Challenge >> Each line that includes the string "this" counts once; give the total and nothing else.

Provided data >>
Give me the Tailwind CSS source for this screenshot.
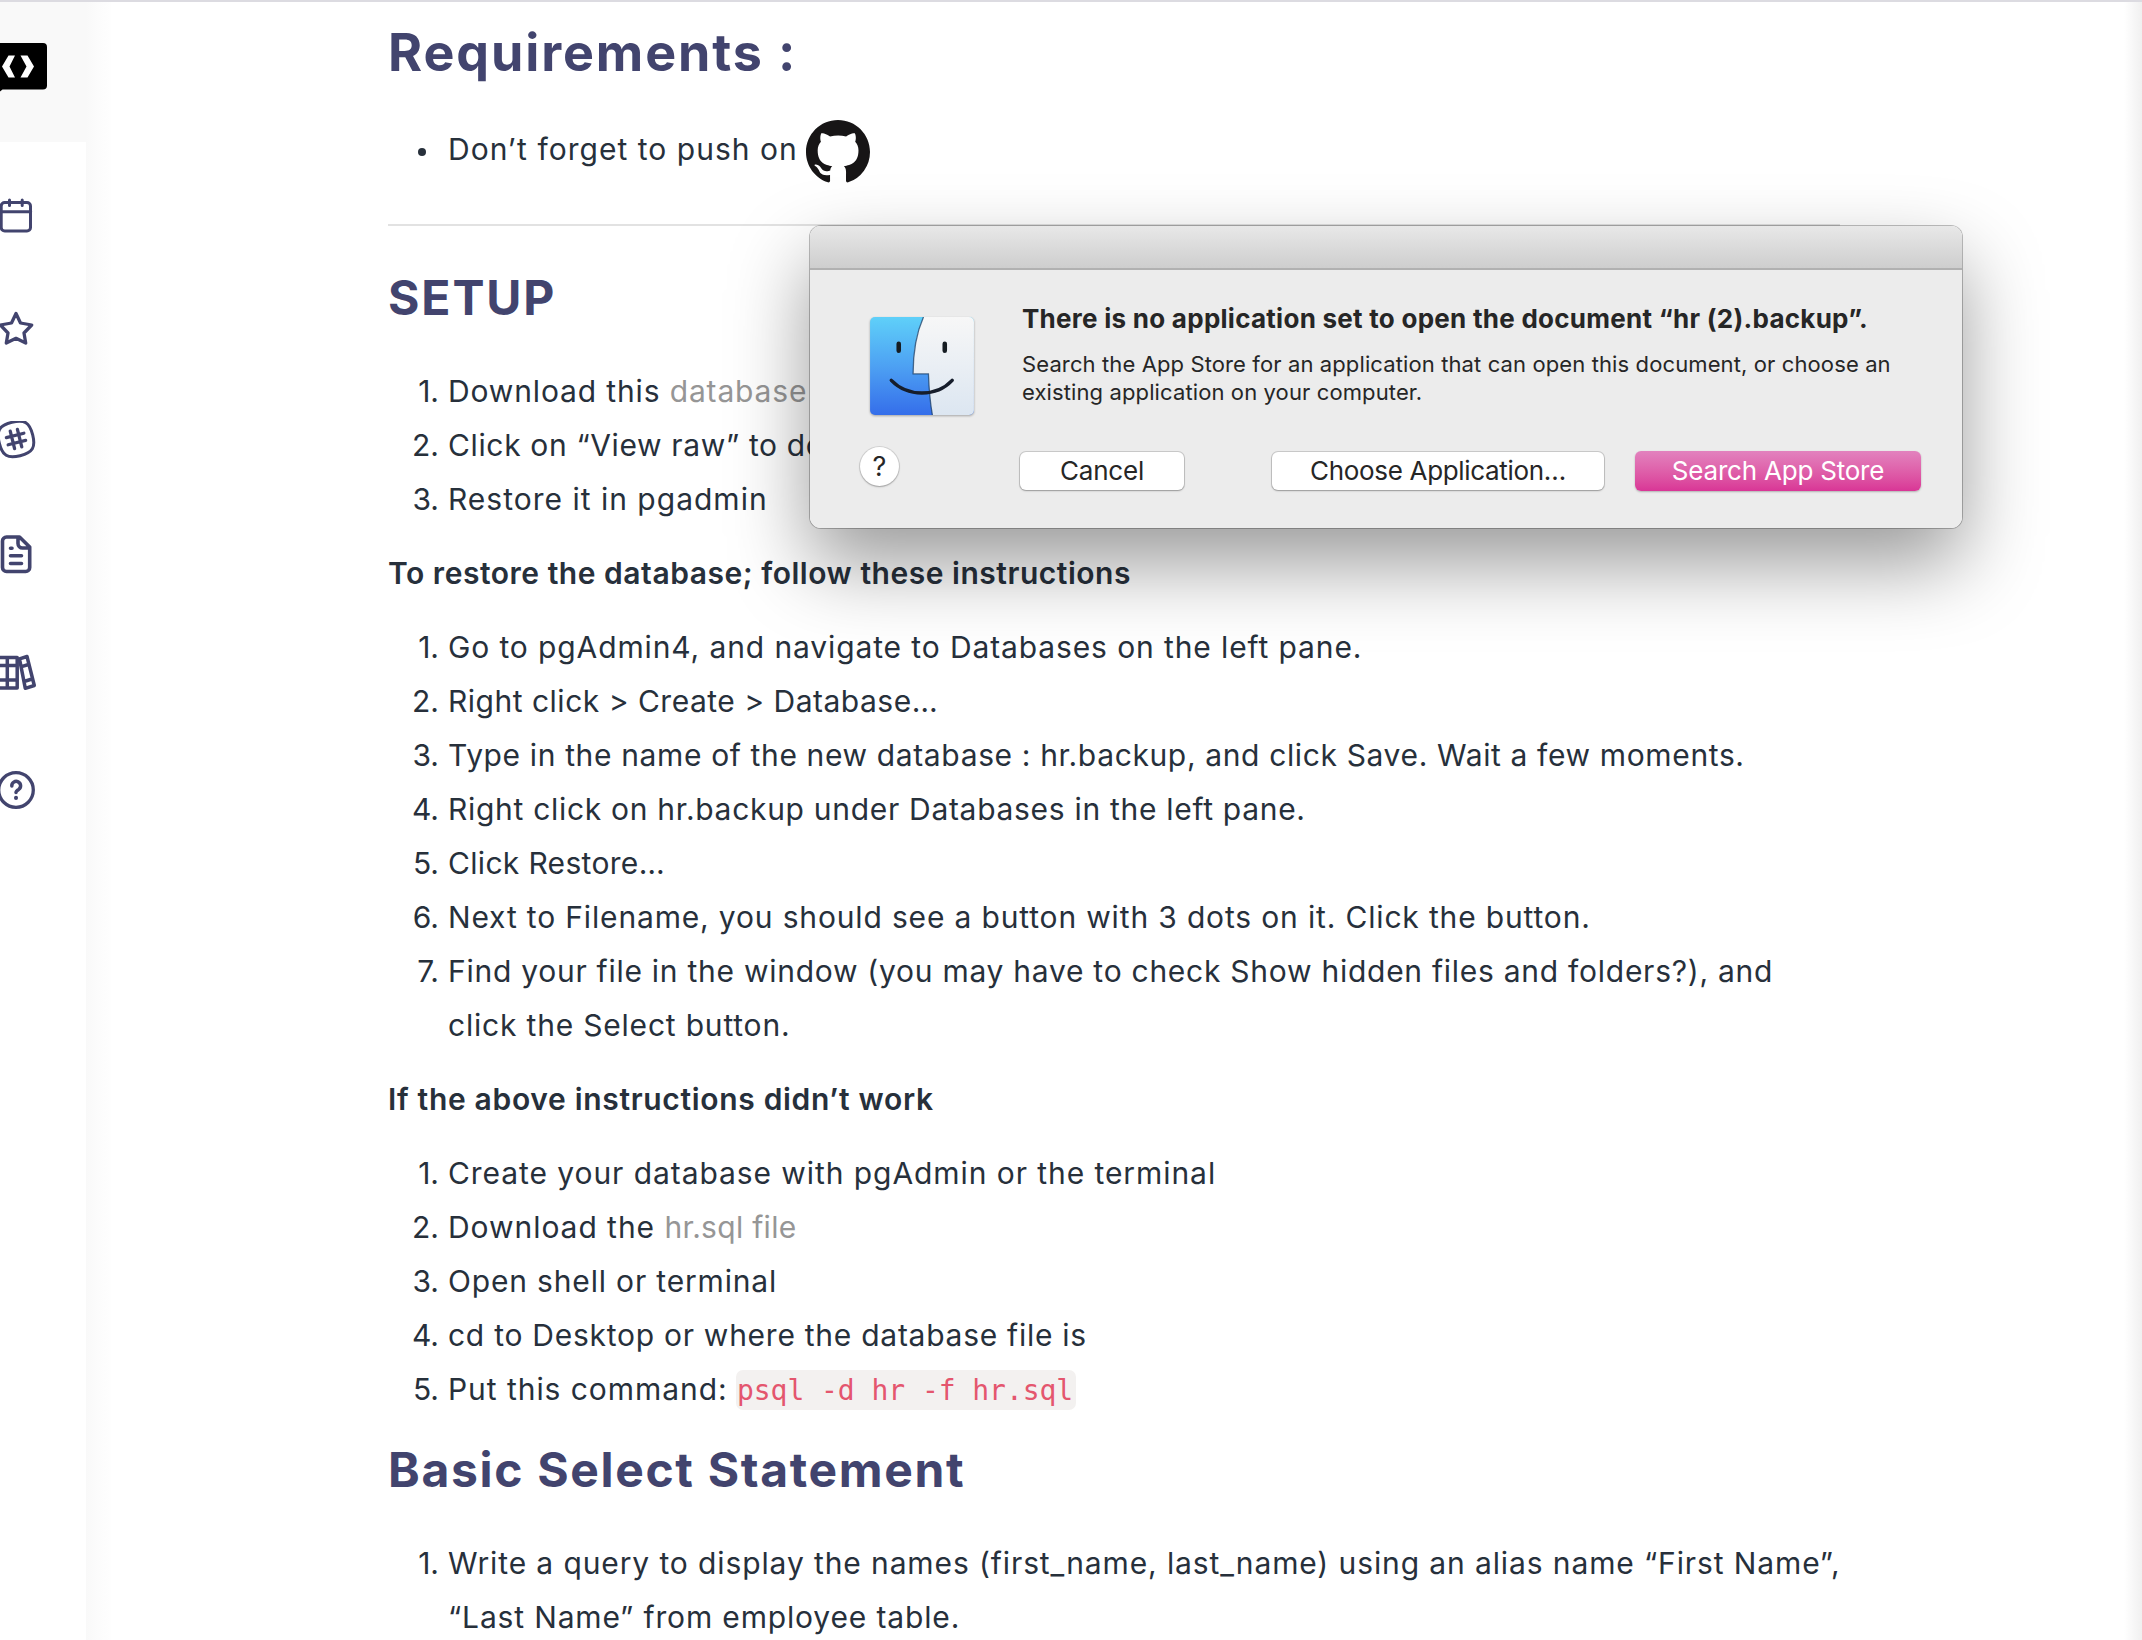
<!DOCTYPE html>
<html lang="en">
<head>
<meta charset="utf-8">
<title>SQL exercises</title>
<script src="https://cdn.jsdelivr.net/npm/@tailwindcss/browser@4"></script>
</head>
<body class="relative h-[1640px] w-[2142px] overflow-hidden bg-white font-['Inter',sans-serif] text-[30px] leading-[54px] text-[#27303b]">
<div class="flex h-[1640px] flex-col">
  <div class="h-[2px] shrink-0 bg-[#dcdbe1]"></div>
  <div class="flex min-h-0 flex-1">

    <!-- Sidebar -->
    <nav class="flex w-[86px] shrink-0 flex-col bg-white text-[#42446e]">
      <div class="h-[140px] bg-[#f9f9f9] pt-[40px]">
        <svg class="block" width="50" height="50" viewBox="0 0 50 50">
          <path d="M0 1H43a4 4 0 0 1 4 4V43.500a4 4 0 0 1-4 4H2.500L0 49.500Z" fill="#000"/>
          <path d="M8.500 13.500H15L9.500 24.500L15 35.500H8.500L2 24.500ZM20.500 13.500H27.500L34 24.500L27.500 35.500H20.500L26.500 24.500Z" fill="#fff"/>
        </svg>
      </div>
      <div class="flex flex-col pt-[54px]">
        <svg class="block" width="40" height="40" viewBox="0 0 40 40" fill="none" stroke="currentColor" stroke-width="3" stroke-linecap="round" stroke-linejoin="round"><rect x="1.200" y="6.500" width="29.300" height="28.500" rx="3.500"/><path d="M1 15.700H30.700M9.500 4V9.500M22.200 4V9.500"/></svg>
        <svg class="mt-[71px] block" width="40" height="40" viewBox="0 0 40 40" fill="none" stroke="currentColor" stroke-width="3.300" stroke-linejoin="round"><path d="M16 6.500L20.500 16L31.700 18L24 26L25.700 36L16 31.300L6.300 36L8 26L.3 18L11.500 16Z"/></svg>
        <svg class="mt-[74px] block" width="40" height="40" viewBox="0 0 40 40" fill="none" stroke="currentColor" stroke-width="3" stroke-linecap="round"><g transform="rotate(-14 16 18)"><path d="M16 .8C29 .8 33.200 5 33.200 18S29 35.200 16 35.200S-1.200 31 -1.200 18S3 .8 16 .8Z"/><path d="M12.300 9V27M19.700 9V27M7 14.300H25M7 21.700H25" stroke-width="3.300"/></g></svg>
        <svg class="mt-[72px] block" width="40" height="44" viewBox="0 0 40 44" fill="none" stroke="currentColor" stroke-width="3.600" stroke-linecap="round" stroke-linejoin="round"><path d="M6.500 4H19.500L29.700 14V34.500a4 4 0 0 1-4 4H6.500a4 4 0 0 1-4-4V8a4 4 0 0 1 4-4ZM18 4.500V10.500a4.500 4.500 0 0 0 4.500 4.500H29"/><path d="M10.500 15.200H12M10.500 22.700H21.500M10.500 30.500H21.500"/></svg>
        <svg class="mt-[74px] block" width="40" height="44" viewBox="0 0 40 44" fill="none" stroke="currentColor" stroke-width="3.500" stroke-linejoin="round"><path d="M-6 6.500H17.200V37H-6ZM7.300 6.500V37M-6 14.500H17.200M-6 29H17.200"/><path d="M19.500 7.800L27 5.500L34.300 34.500L25.300 37.300ZM21.500 15.600L28.600 13.500M24 30.500L32 28"/></svg>
        <svg class="mt-[76px] block" width="40" height="44" viewBox="0 0 40 44" fill="none" stroke="currentColor" stroke-width="3.300" stroke-linecap="round" stroke-linejoin="round"><circle cx="16" cy="19" r="17.300"/><path d="M11.800 15A4.400 4.400 0 1 1 18.700 18.400Q16 20 16 21.500" stroke-width="3.500"/><path d="M16 26.800V26.900" stroke-width="4"/></svg>
      </div>
    </nav>
    <div class="w-[25px] shrink-0 bg-gradient-to-r from-[#f9f9f9] via-[#fcfcfc] to-[#fefefe]"></div>

    <!-- Lesson -->
    <main class="w-[1729px] shrink-0 whitespace-nowrap pl-[277px] pt-[21px]">
      <h1 class="text-[52px] font-bold leading-[60px] tracking-[1.883px] text-[#42446e]">Requirements :</h1>
      <ul class="mt-[39px]">
        <li class="flex h-[54px] items-center">
          <span class="mr-[22px] ml-[30px] size-2 translate-y-[3px] rounded-full bg-[#27303b]"></span>
          <span class="tracking-[1.024px]">Don’t forget to push on</span>
          <svg class="mt-[5px] ml-[8px]" width="64" height="64" viewBox="0 0 16 16" fill="#171516"><path d="M8 0C3.580 0 0 3.580 0 8c0 3.540 2.290 6.530 5.470 7.590.4.070.55-.17.55-.38 0-.19-.01-.82-.01-1.490-2.010.37-2.530-.49-2.690-.94-.09-.23-.48-.94-.82-1.130-.28-.15-.68-.52-.01-.53.63-.01 1.080.58 1.230.82.72 1.210 1.870.87 2.330.66.070-.52.28-.87.51-1.070-1.780-.2-3.640-.89-3.640-3.950 0-.87.310-1.590.82-2.150-.08-.2-.36-1.020.08-2.120 0 0 .67-.21 2.200.82.640-.18 1.320-.27 2-.27s1.360.09 2 .27c1.530-1.040 2.200-.82 2.200-.82.440 1.100.16 1.920.08 2.120.51.560.82 1.270.82 2.150 0 3.070-1.870 3.750-3.650 3.950.29.250.54.730.54 1.480 0 1.070-.01 1.930-.01 2.200 0 .21.15.46.55.38A8.010 8.010 0 0 0 16 8c0-4.420-3.580-8-8-8z"/></svg>
        </li>
      </ul>
      <div class="mt-[48px] h-[2px] bg-[#e2e2e2]"></div>
      <h2 class="mt-[42px] text-[48px] font-bold leading-[60px] tracking-[1.9px] text-[#42446e]">SETUP</h2>
      <ol class="mt-[36px]">
        <li class="flex"><span class="mr-[9px] w-[51px] shrink-0 text-right">1.</span><span class="tracking-[0.856px]">Download this <a class="text-[#969696]">database</a></span></li>
        <li class="flex"><span class="mr-[9px] w-[51px] shrink-0 text-right">2.</span><span class="tracking-[0.64px]">Click on “View raw” to do</span></li>
        <li class="flex"><span class="mr-[9px] w-[51px] shrink-0 text-right">3.</span><span class="tracking-[1px]">Restore it in pgadmin</span></li>
      </ol>
      <p class="mt-5 font-semibold tracking-[0.529px]">To restore the database; follow these instructions</p>
      <ol class="mt-5">
        <li class="flex"><span class="mr-[9px] w-[51px] shrink-0 text-right">1.</span><span class="tracking-[0.885px]">Go to pgAdmin4, and navigate to Databases on the left pane.</span></li>
        <li class="flex"><span class="mr-[9px] w-[51px] shrink-0 text-right">2.</span><span class="tracking-[0.5px]">Right click &gt; Create &gt; Database…</span></li>
        <li class="flex"><span class="mr-[9px] w-[51px] shrink-0 text-right">3.</span><span class="tracking-[0.635px]">Type in the name of the new database : hr.backup, and click Save. Wait a few moments.</span></li>
        <li class="flex"><span class="mr-[9px] w-[51px] shrink-0 text-right">4.</span><span class="tracking-[0.7px]">Right click on hr.backup under Databases in the left pane.</span></li>
        <li class="flex"><span class="mr-[9px] w-[51px] shrink-0 text-right">5.</span><span class="tracking-[0.32px]">Click Restore…</span></li>
        <li class="flex"><span class="mr-[9px] w-[51px] shrink-0 text-right">6.</span><span class="tracking-[0.84px]">Next to Filename, you should see a button with 3 dots on it. Click the button.</span></li>
        <li class="flex"><span class="mr-[9px] w-[51px] shrink-0 text-right">7.</span><span class="tracking-[0.735px]">Find your file in the window (you may have to check Show hidden files and folders?), and<br><span class="tracking-[0.8px]">click the Select button.</span></span></li>
      </ol>
      <p class="mt-5 font-semibold tracking-[0.68px]">If the above instructions didn’t work</p>
      <ol class="mt-5">
        <li class="flex"><span class="mr-[9px] w-[51px] shrink-0 text-right">1.</span><span class="tracking-[0.93px]">Create your database with pgAdmin or the terminal</span></li>
        <li class="flex"><span class="mr-[9px] w-[51px] shrink-0 text-right">2.</span><span class="tracking-[0.678px]"><span class="tracking-[0.95px]">Download the </span><a class="tracking-[0.3px] text-[#969696]">hr.sql file</a></span></li>
        <li class="flex"><span class="mr-[9px] w-[51px] shrink-0 text-right">3.</span><span class="tracking-[0.83px]">Open shell or terminal</span></li>
        <li class="flex"><span class="mr-[9px] w-[51px] shrink-0 text-right">4.</span><span class="tracking-[0.735px]">cd to Desktop or where the database file is</span></li>
        <li class="flex items-center"><span class="mr-[9px] w-[51px] shrink-0 text-right">5.</span><span class="w-[288px] tracking-[0.946px]">Put this command:</span><code class="mt-[2px] h-[40px] w-[340px] rounded-[7px] bg-[#f3f1f0] pl-[1px] font-['DejaVu_Sans_Mono',monospace] text-[28px] leading-[42px] tracking-[-0.05px] text-[#e4566e]">psql -d hr -f hr.sql</code></li>
      </ol>
      <h2 class="mt-6 text-[48px] font-bold leading-[60px] tracking-[1.67px] text-[#42446e]">Basic Select Statement</h2>
      <ol class="mt-[36px]">
        <li class="flex"><span class="mr-[9px] w-[51px] shrink-0 text-right">1.</span><span class="tracking-[0.89px]">Write a query to display the names (first_name, last_name) using an alias name “First Name”,<br><span class="tracking-[0.85px]">“Last Name” from employee table.</span></span></li>
      </ol>
    </main>
    <div class="flex-1"></div>
    <div class="w-[18px] shrink-0 bg-gradient-to-r from-white to-[#f0f0f0]"></div>
  </div>
</div>

<!-- System dialog -->
<div class="absolute top-[226px] left-[810px] h-[302px] w-[1152px] rounded-[11px] shadow-[0_0_0_1px_rgb(0_0_0/0.25),0_36px_80px_rgb(0_0_0/0.4)]">
<section class="flex h-full flex-col overflow-hidden rounded-[11px] bg-[#ececec] text-[#262626]" role="dialog">
  <div class="h-[44px] shrink-0 border-b-2 border-[#b1b1b1] bg-gradient-to-b from-[#e8e8e8] to-[#cecece]"></div>
  <div class="flex flex-1 whitespace-nowrap">
    <div class="w-[212px] pt-[47px] pl-[60px]">
      <svg class="block overflow-visible drop-shadow-[0_1px_1px_rgb(0_0_0/0.3)]" width="104" height="98" viewBox="0 0 105 99">
        <defs>
          <linearGradient id="blue" x2="0" y2="1"><stop stop-color="#5fd0f9"/><stop offset=".5" stop-color="#4da1f3"/><stop offset="1" stop-color="#356eea"/></linearGradient>
          <linearGradient id="pale" x2="0" y2="1"><stop stop-color="#f7f7f7"/><stop offset="1" stop-color="#dce6f1"/></linearGradient>
          <clipPath id="tile"><rect width="105" height="99" rx="5"/></clipPath>
        </defs>
        <g clip-path="url(#tile)">
          <rect width="105" height="99" fill="url(#blue)"/>
          <path d="M54 0C46 18 43.500 36 43.500 57.500H59C59.500 72 60.500 85 63 99H105V0Z" fill="url(#pale)"/>
          <path d="M54 0C46 18 43.500 36 43.500 57.500H59C59.500 72 60.500 85 63 99" fill="none" stroke="#173c66" stroke-width="1.300" opacity=".75"/>
        </g>
        <path d="M29 27V34M75.500 27V34" stroke="#161d23" stroke-width="4.600" stroke-linecap="round"/>
        <path d="M21.500 64C38 81 67 81 83 64" fill="none" stroke="#161d2b" stroke-width="3.500" stroke-linecap="round"/>
      </svg>
      <div class="mt-[32px] -ml-[10px] flex size-[39px] items-center justify-center rounded-full bg-white text-[27px] leading-none shadow-[0_0_0_1px_rgb(0_0_0/0.1),0_1px_2px_rgb(0_0_0/0.25)]">?</div>
    </div>
    <div class="flex-1 pt-[30px]">
      <h3 class="text-[26px] font-bold leading-[38px] tracking-[0.265px]">There is no application set to open the document “hr (2).backup”.</h3>
      <p class="mt-[12px] text-[22px] leading-[28px] tracking-[0.113px]">Search the App Store for an application that can open this document, or choose an<br>existing application on your computer.</p>
      <div class="mt-[46px] -ml-[2px] flex text-[26px] leading-[38px]">
        <button class="h-[38px] w-[164px] rounded-[6px] bg-white tracking-[-0.193px] shadow-[0_0_0_1px_rgb(0_0_0/0.14),0_1px_2px_rgb(0_0_0/0.25)]">Cancel</button>
        <button class="ml-[88px] h-[38px] w-[332px] rounded-[6px] bg-white tracking-[-0.326px] shadow-[0_0_0_1px_rgb(0_0_0/0.14),0_1px_2px_rgb(0_0_0/0.25)]">Choose Application…</button>
        <button class="-mt-px ml-[31px] h-[40px] w-[286px] rounded-[6px] bg-gradient-to-b from-[#e282be] to-[#d93596] tracking-[-0.211px] text-white shadow-[0_1px_2px_rgb(0_0_0/0.25)]">Search App Store</button>
      </div>
    </div>
  </div>
</section>
</div>
</body>
</html>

Problem solution >> 4